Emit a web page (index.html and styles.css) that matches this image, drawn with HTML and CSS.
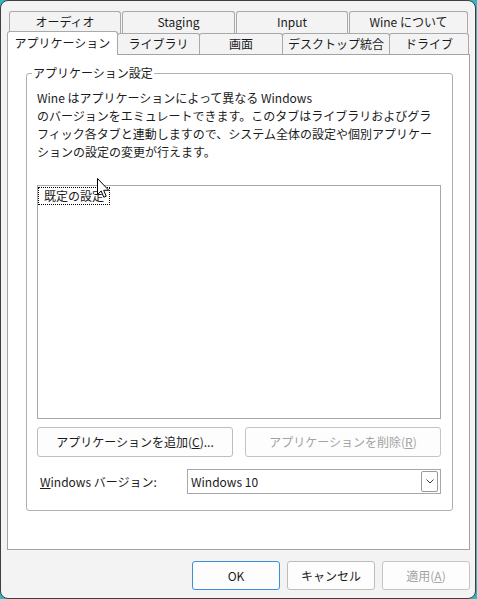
- - -
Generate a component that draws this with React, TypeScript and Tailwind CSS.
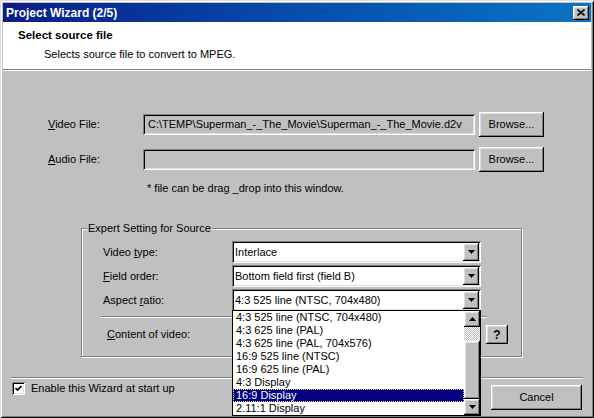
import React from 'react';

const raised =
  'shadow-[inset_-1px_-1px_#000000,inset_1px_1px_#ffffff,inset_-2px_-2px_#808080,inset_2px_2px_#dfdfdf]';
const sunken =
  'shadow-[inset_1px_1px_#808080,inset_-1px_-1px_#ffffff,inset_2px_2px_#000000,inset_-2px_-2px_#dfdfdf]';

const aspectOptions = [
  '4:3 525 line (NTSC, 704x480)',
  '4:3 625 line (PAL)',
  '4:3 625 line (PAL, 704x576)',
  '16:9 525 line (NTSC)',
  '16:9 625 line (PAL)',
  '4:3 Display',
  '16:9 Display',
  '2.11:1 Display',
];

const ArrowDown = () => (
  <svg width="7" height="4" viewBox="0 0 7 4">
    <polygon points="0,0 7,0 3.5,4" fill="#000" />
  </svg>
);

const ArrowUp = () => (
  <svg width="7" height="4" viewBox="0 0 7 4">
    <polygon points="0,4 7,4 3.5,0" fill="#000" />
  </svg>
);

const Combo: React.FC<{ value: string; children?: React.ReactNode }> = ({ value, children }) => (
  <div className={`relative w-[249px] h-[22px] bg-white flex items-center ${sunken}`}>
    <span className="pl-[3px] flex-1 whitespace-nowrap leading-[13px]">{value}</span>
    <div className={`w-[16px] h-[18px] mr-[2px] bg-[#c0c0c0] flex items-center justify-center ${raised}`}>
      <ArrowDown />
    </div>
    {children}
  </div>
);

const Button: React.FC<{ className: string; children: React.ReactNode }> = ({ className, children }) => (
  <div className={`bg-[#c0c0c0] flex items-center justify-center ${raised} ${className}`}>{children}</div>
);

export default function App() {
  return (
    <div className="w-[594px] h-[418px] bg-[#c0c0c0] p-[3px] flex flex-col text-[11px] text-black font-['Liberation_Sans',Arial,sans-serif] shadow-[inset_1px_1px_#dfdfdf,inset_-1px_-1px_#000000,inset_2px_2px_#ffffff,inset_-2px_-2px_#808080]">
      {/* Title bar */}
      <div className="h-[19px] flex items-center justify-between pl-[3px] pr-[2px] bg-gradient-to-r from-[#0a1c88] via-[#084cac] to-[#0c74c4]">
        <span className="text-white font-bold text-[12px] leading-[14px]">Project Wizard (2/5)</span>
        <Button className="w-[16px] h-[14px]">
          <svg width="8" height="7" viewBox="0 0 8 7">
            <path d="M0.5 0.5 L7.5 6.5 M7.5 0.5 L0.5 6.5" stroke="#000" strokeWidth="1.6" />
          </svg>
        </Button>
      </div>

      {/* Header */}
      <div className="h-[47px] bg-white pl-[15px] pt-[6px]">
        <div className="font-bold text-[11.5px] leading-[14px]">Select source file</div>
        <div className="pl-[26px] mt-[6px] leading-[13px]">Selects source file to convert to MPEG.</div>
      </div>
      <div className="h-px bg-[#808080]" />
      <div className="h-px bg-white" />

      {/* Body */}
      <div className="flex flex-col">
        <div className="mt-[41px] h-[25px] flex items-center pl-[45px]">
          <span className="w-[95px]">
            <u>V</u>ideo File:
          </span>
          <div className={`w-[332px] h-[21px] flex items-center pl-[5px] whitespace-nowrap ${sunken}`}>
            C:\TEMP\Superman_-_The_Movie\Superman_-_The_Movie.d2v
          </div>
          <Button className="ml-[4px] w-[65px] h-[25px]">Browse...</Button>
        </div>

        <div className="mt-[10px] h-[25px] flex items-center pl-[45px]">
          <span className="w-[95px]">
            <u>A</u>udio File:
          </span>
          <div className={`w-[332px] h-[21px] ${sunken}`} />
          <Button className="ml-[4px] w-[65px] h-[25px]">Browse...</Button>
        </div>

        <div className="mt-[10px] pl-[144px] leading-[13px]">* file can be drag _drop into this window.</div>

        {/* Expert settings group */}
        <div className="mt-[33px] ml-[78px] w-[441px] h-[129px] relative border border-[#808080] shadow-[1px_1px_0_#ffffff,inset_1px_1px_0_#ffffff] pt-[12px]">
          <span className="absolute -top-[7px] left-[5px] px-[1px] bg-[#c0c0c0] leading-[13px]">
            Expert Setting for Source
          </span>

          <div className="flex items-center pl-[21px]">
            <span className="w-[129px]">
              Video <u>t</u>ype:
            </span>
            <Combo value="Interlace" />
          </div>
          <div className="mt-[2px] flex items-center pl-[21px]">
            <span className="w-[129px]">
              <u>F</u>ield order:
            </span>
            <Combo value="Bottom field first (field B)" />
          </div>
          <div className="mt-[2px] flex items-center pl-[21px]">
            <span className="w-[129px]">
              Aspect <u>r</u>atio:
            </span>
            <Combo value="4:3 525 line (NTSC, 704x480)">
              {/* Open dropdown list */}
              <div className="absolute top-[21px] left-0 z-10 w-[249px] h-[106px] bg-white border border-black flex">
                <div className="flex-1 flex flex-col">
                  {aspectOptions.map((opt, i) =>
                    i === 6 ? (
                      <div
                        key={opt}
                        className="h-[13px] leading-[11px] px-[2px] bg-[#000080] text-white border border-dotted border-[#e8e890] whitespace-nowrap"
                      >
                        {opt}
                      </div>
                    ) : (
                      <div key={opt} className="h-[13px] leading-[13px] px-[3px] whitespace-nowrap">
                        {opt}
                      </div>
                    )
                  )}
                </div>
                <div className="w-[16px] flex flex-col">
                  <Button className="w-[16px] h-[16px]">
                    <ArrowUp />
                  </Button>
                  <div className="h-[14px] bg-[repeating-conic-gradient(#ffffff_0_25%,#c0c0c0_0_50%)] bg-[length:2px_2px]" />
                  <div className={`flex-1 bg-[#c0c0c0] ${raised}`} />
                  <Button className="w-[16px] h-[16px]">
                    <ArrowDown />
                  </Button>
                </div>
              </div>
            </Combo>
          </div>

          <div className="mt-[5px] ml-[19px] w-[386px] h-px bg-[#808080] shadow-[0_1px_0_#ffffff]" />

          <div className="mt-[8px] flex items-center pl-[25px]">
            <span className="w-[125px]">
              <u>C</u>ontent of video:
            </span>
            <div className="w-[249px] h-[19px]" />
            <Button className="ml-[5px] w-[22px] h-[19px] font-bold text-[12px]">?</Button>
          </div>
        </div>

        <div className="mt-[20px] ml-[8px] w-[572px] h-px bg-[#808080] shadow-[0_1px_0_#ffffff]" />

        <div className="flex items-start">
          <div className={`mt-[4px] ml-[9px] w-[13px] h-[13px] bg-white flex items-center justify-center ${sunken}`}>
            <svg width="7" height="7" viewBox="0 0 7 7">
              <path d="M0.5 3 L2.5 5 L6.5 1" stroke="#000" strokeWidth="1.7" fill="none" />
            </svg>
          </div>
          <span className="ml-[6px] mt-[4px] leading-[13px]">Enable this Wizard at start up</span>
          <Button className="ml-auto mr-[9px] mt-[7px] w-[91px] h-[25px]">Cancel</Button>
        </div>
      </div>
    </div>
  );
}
- - -
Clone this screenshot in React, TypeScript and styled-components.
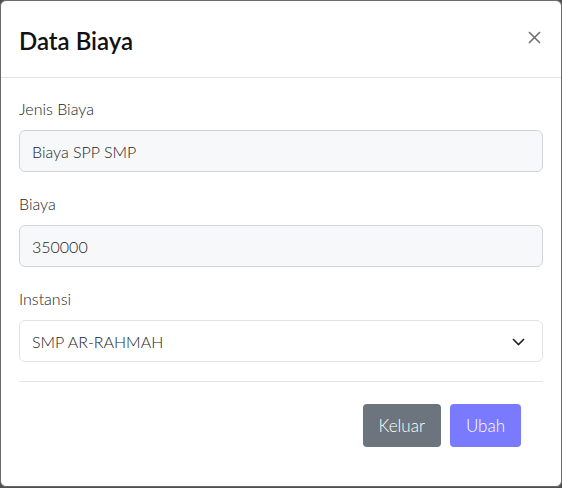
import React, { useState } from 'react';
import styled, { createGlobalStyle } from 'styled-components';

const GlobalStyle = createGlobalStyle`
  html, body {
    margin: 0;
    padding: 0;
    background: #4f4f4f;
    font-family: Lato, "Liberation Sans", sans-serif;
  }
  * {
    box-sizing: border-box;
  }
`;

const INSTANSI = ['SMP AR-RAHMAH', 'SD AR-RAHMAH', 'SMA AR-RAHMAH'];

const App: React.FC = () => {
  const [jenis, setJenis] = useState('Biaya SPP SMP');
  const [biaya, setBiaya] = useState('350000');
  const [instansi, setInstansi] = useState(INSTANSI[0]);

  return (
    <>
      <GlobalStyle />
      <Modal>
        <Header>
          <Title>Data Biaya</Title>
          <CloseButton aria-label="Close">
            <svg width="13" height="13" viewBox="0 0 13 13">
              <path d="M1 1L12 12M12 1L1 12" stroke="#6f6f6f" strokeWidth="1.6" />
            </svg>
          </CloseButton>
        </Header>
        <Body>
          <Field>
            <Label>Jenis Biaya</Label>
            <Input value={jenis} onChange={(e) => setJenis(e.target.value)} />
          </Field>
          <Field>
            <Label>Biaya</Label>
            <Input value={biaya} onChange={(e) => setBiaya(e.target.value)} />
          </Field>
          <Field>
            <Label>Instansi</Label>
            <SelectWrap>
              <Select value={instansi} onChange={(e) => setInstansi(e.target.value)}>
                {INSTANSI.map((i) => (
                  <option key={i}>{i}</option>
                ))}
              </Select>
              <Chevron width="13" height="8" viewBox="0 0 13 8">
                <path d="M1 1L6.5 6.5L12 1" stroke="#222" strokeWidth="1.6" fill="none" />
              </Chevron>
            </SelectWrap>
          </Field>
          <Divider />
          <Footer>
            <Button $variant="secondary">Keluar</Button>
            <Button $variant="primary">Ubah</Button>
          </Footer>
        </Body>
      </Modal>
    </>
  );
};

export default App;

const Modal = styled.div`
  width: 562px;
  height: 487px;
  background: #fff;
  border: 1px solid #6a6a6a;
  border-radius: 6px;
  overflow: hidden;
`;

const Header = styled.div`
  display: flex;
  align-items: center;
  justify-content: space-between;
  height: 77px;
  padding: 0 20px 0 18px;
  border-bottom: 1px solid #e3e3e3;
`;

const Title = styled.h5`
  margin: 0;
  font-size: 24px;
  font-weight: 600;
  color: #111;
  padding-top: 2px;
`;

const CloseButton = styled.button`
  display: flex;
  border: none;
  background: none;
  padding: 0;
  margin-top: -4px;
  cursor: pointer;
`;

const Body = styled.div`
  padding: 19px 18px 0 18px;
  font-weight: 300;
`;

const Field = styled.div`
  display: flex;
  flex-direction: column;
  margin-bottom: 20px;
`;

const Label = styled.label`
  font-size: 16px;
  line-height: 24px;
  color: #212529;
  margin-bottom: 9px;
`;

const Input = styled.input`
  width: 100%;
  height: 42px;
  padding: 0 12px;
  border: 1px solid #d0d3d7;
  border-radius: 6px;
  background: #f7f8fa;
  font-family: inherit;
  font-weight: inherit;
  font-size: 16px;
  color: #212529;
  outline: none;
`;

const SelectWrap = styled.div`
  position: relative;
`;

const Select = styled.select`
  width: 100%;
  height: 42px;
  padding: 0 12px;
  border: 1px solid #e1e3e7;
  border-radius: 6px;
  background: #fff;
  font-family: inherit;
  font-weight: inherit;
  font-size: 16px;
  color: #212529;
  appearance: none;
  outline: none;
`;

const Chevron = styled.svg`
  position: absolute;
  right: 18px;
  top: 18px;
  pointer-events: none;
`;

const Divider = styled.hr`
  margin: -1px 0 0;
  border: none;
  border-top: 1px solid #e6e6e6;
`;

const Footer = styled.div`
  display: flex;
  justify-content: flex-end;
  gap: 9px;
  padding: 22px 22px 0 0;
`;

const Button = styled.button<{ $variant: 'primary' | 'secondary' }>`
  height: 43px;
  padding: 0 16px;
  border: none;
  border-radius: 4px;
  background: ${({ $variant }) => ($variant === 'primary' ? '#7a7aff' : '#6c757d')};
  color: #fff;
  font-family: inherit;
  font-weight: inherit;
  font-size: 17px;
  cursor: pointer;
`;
- - -
Required work: Lines from the one with "Clone this screenshot" through the one with "const [instansi, setInstansi]" are the only ones to quote. Quote them exactly and leave out pictures.

The solution:
Clone this screenshot in React, TypeScript and styled-components.
import React, { useState } from 'react';
import styled, { createGlobalStyle } from 'styled-components';

const GlobalStyle = createGlobalStyle`
  html, body {
    margin: 0;
    padding: 0;
    background: #4f4f4f;
    font-family: Lato, "Liberation Sans", sans-serif;
  }
  * {
    box-sizing: border-box;
  }
`;

const INSTANSI = ['SMP AR-RAHMAH', 'SD AR-RAHMAH', 'SMA AR-RAHMAH'];

const App: React.FC = () => {
  const [jenis, setJenis] = useState('Biaya SPP SMP');
  const [biaya, setBiaya] = useState('350000');
  const [instansi, setInstansi] = useState(INSTANSI[0]);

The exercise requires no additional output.